- _Request_
Images are not part of the copy; transcribe all the data exactly.

**** Material

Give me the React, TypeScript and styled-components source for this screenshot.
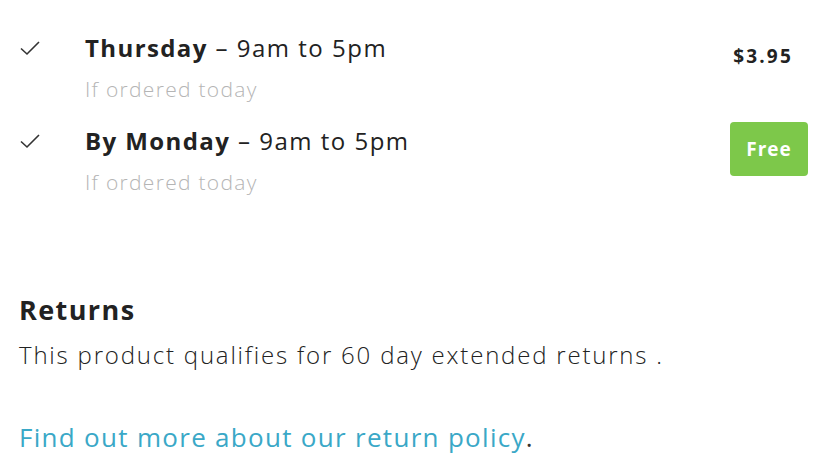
import React from "react";
import styled, { createGlobalStyle } from "styled-components";

const GlobalStyle = createGlobalStyle`
  body {
    margin: 0;
    background: #ffffff;
    font-family: "Open Sans", Lato, sans-serif;
    color: #222222;
  }
`;

const Page = styled.div`
  width: 830px;
  height: 474px;
  box-sizing: border-box;
  padding: 30px 22px 0 19px;
  overflow: hidden;
`;

const DeliveryList = styled.div`
  display: flex;
  flex-direction: column;
  gap: 19px;
`;

const Option = styled.div`
  display: grid;
  grid-template-columns: 66px 1fr auto;
  align-items: start;
`;

const Check = styled.svg`
  width: 22px;
  height: 16px;
  margin-top: 10px;
`;

const Info = styled.div`
  display: flex;
  flex-direction: column;
`;

const Title = styled.div`
  font-size: 24px;
  line-height: 36px;
  font-weight: 400;
  letter-spacing: 1.5px;
  color: #222222;

  b {
    font-weight: 700;
    letter-spacing: 1.4px;
  }
`;

const Note = styled.div`
  margin-top: 8px;
  font-size: 21px;
  line-height: 30px;
  font-weight: 300;
  letter-spacing: 1.3px;
  color: #b5b5b5;
`;

const Price = styled.div`
  font-size: 19px;
  font-weight: 700;
  letter-spacing: 2.2px;
  padding: 13px 15px 0 0;
`;

const FreeBadge = styled.div`
  background: #7dc84a;
  color: #ffffff;
  font-size: 19px;
  font-weight: 700;
  letter-spacing: 1px;
  width: 78px;
  height: 54px;
  border-radius: 4px;
  display: flex;
  align-items: center;
  justify-content: center;
  margin-top: -1px;
`;

const Returns = styled.section`
  margin-top: 95px;
`;

const Heading = styled.h2`
  margin: 0;
  font-size: 27px;
  line-height: 36px;
  font-weight: 700;
  letter-spacing: 1.4px;
  color: #222222;
`;

const Body = styled.p`
  margin: 11px 0 0;
  font-size: 24px;
  line-height: 32px;
  font-weight: 300;
  letter-spacing: 1.8px;
  color: #222222;
`;

const PolicyLine = styled.p`
  margin: 48px 0 0;
  font-size: 26px;
  line-height: 36px;
  font-weight: 400;
  letter-spacing: 1.3px;
  color: #333333;
`;

const Link = styled.a`
  color: #3aa8c7;
  text-decoration: none;
`;

function CheckIcon() {
  return (
    <Check viewBox="0 0 22 16" fill="none">
      <path d="M2 8.5 L8 14 L20 2" stroke="#333" strokeWidth="1.6" />
    </Check>
  );
}

const options = [
  { day: "Thursday", price: "$3.95", free: false },
  { day: "By Monday", price: "Free", free: true },
];

export default function App() {
  return (
    <>
      <GlobalStyle />
      <Page>
        <DeliveryList>
          {options.map((o) => (
            <Option key={o.day}>
              <CheckIcon />
              <Info>
                <Title>
                  <b>{o.day}</b> – 9am to 5pm
                </Title>
                <Note>If ordered today</Note>
              </Info>
              {o.free ? <FreeBadge>{o.price}</FreeBadge> : <Price>{o.price}</Price>}
            </Option>
          ))}
        </DeliveryList>
        <Returns>
          <Heading>Returns</Heading>
          <Body>This product qualifies for 60 day extended returns .</Body>
          <PolicyLine>
            <Link href="#">Find out more about our return policy</Link>.
          </PolicyLine>
        </Returns>
      </Page>
    </>
  );
}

********

- _The response_
Give me the React, TypeScript and styled-components source for this screenshot.
import React from "react";
import styled, { createGlobalStyle } from "styled-components";

const GlobalStyle = createGlobalStyle`
  body {
    margin: 0;
    background: #ffffff;
    font-family: "Open Sans", Lato, sans-serif;
    color: #222222;
  }
`;

const Page = styled.div`
  width: 830px;
  height: 474px;
  box-sizing: border-box;
  padding: 30px 22px 0 19px;
  overflow: hidden;
`;

const DeliveryList = styled.div`
  display: flex;
  flex-direction: column;
  gap: 19px;
`;

const Option = styled.div`
  display: grid;
  grid-template-columns: 66px 1fr auto;
  align-items: start;
`;

const Check = styled.svg`
  width: 22px;
  height: 16px;
  margin-top: 10px;
`;

const Info = styled.div`
  display: flex;
  flex-direction: column;
`;

const Title = styled.div`
  font-size: 24px;
  line-height: 36px;
  font-weight: 400;
  letter-spacing: 1.5px;
  color: #222222;

  b {
    font-weight: 700;
    letter-spacing: 1.4px;
  }
`;

const Note = styled.div`
  margin-top: 8px;
  font-size: 21px;
  line-height: 30px;
  font-weight: 300;
  letter-spacing: 1.3px;
  color: #b5b5b5;
`;

const Price = styled.div`
  font-size: 19px;
  font-weight: 700;
  letter-spacing: 2.2px;
  padding: 13px 15px 0 0;
`;

const FreeBadge = styled.div`
  background: #7dc84a;
  color: #ffffff;
  font-size: 19px;
  font-weight: 700;
  letter-spacing: 1px;
  width: 78px;
  height: 54px;
  border-radius: 4px;
  display: flex;
  align-items: center;
  justify-content: center;
  margin-top: -1px;
`;

const Returns = styled.section`
  margin-top: 95px;
`;

const Heading = styled.h2`
  margin: 0;
  font-size: 27px;
  line-height: 36px;
  font-weight: 700;
  letter-spacing: 1.4px;
  color: #222222;
`;

const Body = styled.p`
  margin: 11px 0 0;
  font-size: 24px;
  line-height: 32px;
  font-weight: 300;
  letter-spacing: 1.8px;
  color: #222222;
`;

const PolicyLine = styled.p`
  margin: 48px 0 0;
  font-size: 26px;
  line-height: 36px;
  font-weight: 400;
  letter-spacing: 1.3px;
  color: #333333;
`;

const Link = styled.a`
  color: #3aa8c7;
  text-decoration: none;
`;

function CheckIcon() {
  return (
    <Check viewBox="0 0 22 16" fill="none">
      <path d="M2 8.5 L8 14 L20 2" stroke="#333" strokeWidth="1.6" />
    </Check>
  );
}

const options = [
  { day: "Thursday", price: "$3.95", free: false },
  { day: "By Monday", price: "Free", free: true },
];

export default function App() {
  return (
    <>
      <GlobalStyle />
      <Page>
        <DeliveryList>
          {options.map((o) => (
            <Option key={o.day}>
              <CheckIcon />
              <Info>
                <Title>
                  <b>{o.day}</b> – 9am to 5pm
                </Title>
                <Note>If ordered today</Note>
              </Info>
              {o.free ? <FreeBadge>{o.price}</FreeBadge> : <Price>{o.price}</Price>}
            </Option>
          ))}
        </DeliveryList>
        <Returns>
          <Heading>Returns</Heading>
          <Body>This product qualifies for 60 day extended returns .</Body>
          <PolicyLine>
            <Link href="#">Find out more about our return policy</Link>.
          </PolicyLine>
        </Returns>
      </Page>
    </>
  );
}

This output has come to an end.